• Given data:
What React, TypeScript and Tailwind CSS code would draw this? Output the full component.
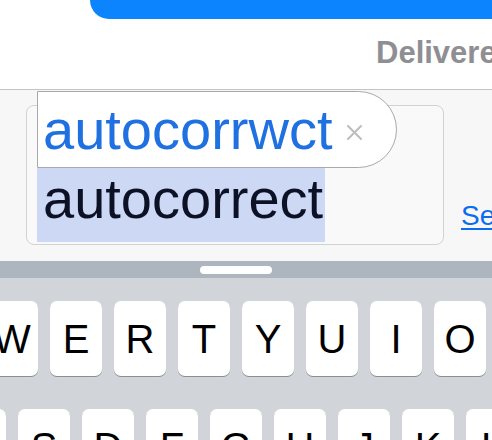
import React from 'react';

const row1 = ['Q', 'W', 'E', 'R', 'T', 'Y', 'U', 'I', 'O', 'P'];
const row2 = ['A', 'S', 'D', 'F', 'G', 'H', 'J', 'K', 'L'];

const Key = ({ label }: { label: string }) => (
  <div className="w-[52px] h-[75px] shrink-0 rounded-[7px] bg-white shadow-[0_1px_0_#8b8d92] flex items-center justify-center text-[40px] leading-none text-black">
    {label}
  </div>
);

export default function App() {
  return (
    <div className="w-[492px] h-[440px] overflow-hidden bg-white font-['Liberation_Sans',Arial,sans-serif]">
      {/* message area */}
      <div className="h-[89px]">
        <div className="ml-[90px] h-[19px] w-[440px] bg-[#0b84fe] rounded-bl-[24px]" />
        <div className="mt-[18px] pl-[376px] whitespace-nowrap text-[31px] leading-none font-semibold text-[#8e8e93]">
          Delivered
        </div>
      </div>
      <div className="h-px bg-[#c4c4c4]" />

      {/* text input area */}
      <div className="relative h-[171px] bg-[#f7f7f7] flex items-start">
        <div className="ml-[26px] mt-[15px] w-[418px] h-[140px] shrink-0 rounded-[8px] border border-[#d2d2d2] bg-[#f9f9f9] pl-[10px] pt-[62px]">
          <div className="w-[288px] h-[74px] bg-[#cdd8f4] pl-[6px] pt-[3px] text-[56px] leading-none text-[#0c1126] whitespace-nowrap">
            autocorrect
          </div>
        </div>
        <div className="ml-[17px] mt-[112px] text-[28px] leading-none text-[#0a6cf0] underline decoration-2 underline-offset-[3px] whitespace-nowrap">
          Send
        </div>

        {/* autocorrect popup */}
        <div className="absolute left-[37px] top-[1px] w-[360px] h-[77px] bg-white border border-[#a9a9a9] rounded-r-[39px] flex items-start pl-[5px] pt-[10px]">
          <span className="text-[56px] leading-none text-[#1f70e0] whitespace-nowrap">autocorrwct</span>
          <svg className="ml-[14px] mt-[22px]" width="17" height="17" viewBox="0 0 17 17">
            <path d="M2 2 L15 15 M15 2 L2 15" stroke="#bdbdbd" strokeWidth="2" strokeLinecap="round" />
          </svg>
        </div>
      </div>

      {/* keyboard */}
      <div className="h-[17px] bg-[#adb5bf] pt-[5px] pl-[200px]">
        <div className="w-[72px] h-[8px] rounded-full bg-white" />
      </div>
      <div className="h-[162px] bg-[#d1d5da] pt-[23px] overflow-hidden">
        <div className="flex gap-[12px] ml-[-78px]">
          {row1.map((k) => (
            <Key key={k} label={k} />
          ))}
        </div>
        <div className="flex gap-[12px] ml-[-46px] mt-[33px]">
          {row2.map((k) => (
            <Key key={k} label={k} />
          ))}
        </div>
      </div>
    </div>
  );
}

• What you have to do: Every line above should be returned word for word, with the pictures left behind.

• Result of this task:
What React, TypeScript and Tailwind CSS code would draw this? Output the full component.
import React from 'react';

const row1 = ['Q', 'W', 'E', 'R', 'T', 'Y', 'U', 'I', 'O', 'P'];
const row2 = ['A', 'S', 'D', 'F', 'G', 'H', 'J', 'K', 'L'];

const Key = ({ label }: { label: string }) => (
  <div className="w-[52px] h-[75px] shrink-0 rounded-[7px] bg-white shadow-[0_1px_0_#8b8d92] flex items-center justify-center text-[40px] leading-none text-black">
    {label}
  </div>
);

export default function App() {
  return (
    <div className="w-[492px] h-[440px] overflow-hidden bg-white font-['Liberation_Sans',Arial,sans-serif]">
      {/* message area */}
      <div className="h-[89px]">
        <div className="ml-[90px] h-[19px] w-[440px] bg-[#0b84fe] rounded-bl-[24px]" />
        <div className="mt-[18px] pl-[376px] whitespace-nowrap text-[31px] leading-none font-semibold text-[#8e8e93]">
          Delivered
        </div>
      </div>
      <div className="h-px bg-[#c4c4c4]" />

      {/* text input area */}
      <div className="relative h-[171px] bg-[#f7f7f7] flex items-start">
        <div className="ml-[26px] mt-[15px] w-[418px] h-[140px] shrink-0 rounded-[8px] border border-[#d2d2d2] bg-[#f9f9f9] pl-[10px] pt-[62px]">
          <div className="w-[288px] h-[74px] bg-[#cdd8f4] pl-[6px] pt-[3px] text-[56px] leading-none text-[#0c1126] whitespace-nowrap">
            autocorrect
          </div>
        </div>
        <div className="ml-[17px] mt-[112px] text-[28px] leading-none text-[#0a6cf0] underline decoration-2 underline-offset-[3px] whitespace-nowrap">
          Send
        </div>

        {/* autocorrect popup */}
        <div className="absolute left-[37px] top-[1px] w-[360px] h-[77px] bg-white border border-[#a9a9a9] rounded-r-[39px] flex items-start pl-[5px] pt-[10px]">
          <span className="text-[56px] leading-none text-[#1f70e0] whitespace-nowrap">autocorrwct</span>
          <svg className="ml-[14px] mt-[22px]" width="17" height="17" viewBox="0 0 17 17">
            <path d="M2 2 L15 15 M15 2 L2 15" stroke="#bdbdbd" strokeWidth="2" strokeLinecap="round" />
          </svg>
        </div>
      </div>

      {/* keyboard */}
      <div className="h-[17px] bg-[#adb5bf] pt-[5px] pl-[200px]">
        <div className="w-[72px] h-[8px] rounded-full bg-white" />
      </div>
      <div className="h-[162px] bg-[#d1d5da] pt-[23px] overflow-hidden">
        <div className="flex gap-[12px] ml-[-78px]">
          {row1.map((k) => (
            <Key key={k} label={k} />
          ))}
        </div>
        <div className="flex gap-[12px] ml-[-46px] mt-[33px]">
          {row2.map((k) => (
            <Key key={k} label={k} />
          ))}
        </div>
      </div>
    </div>
  );
}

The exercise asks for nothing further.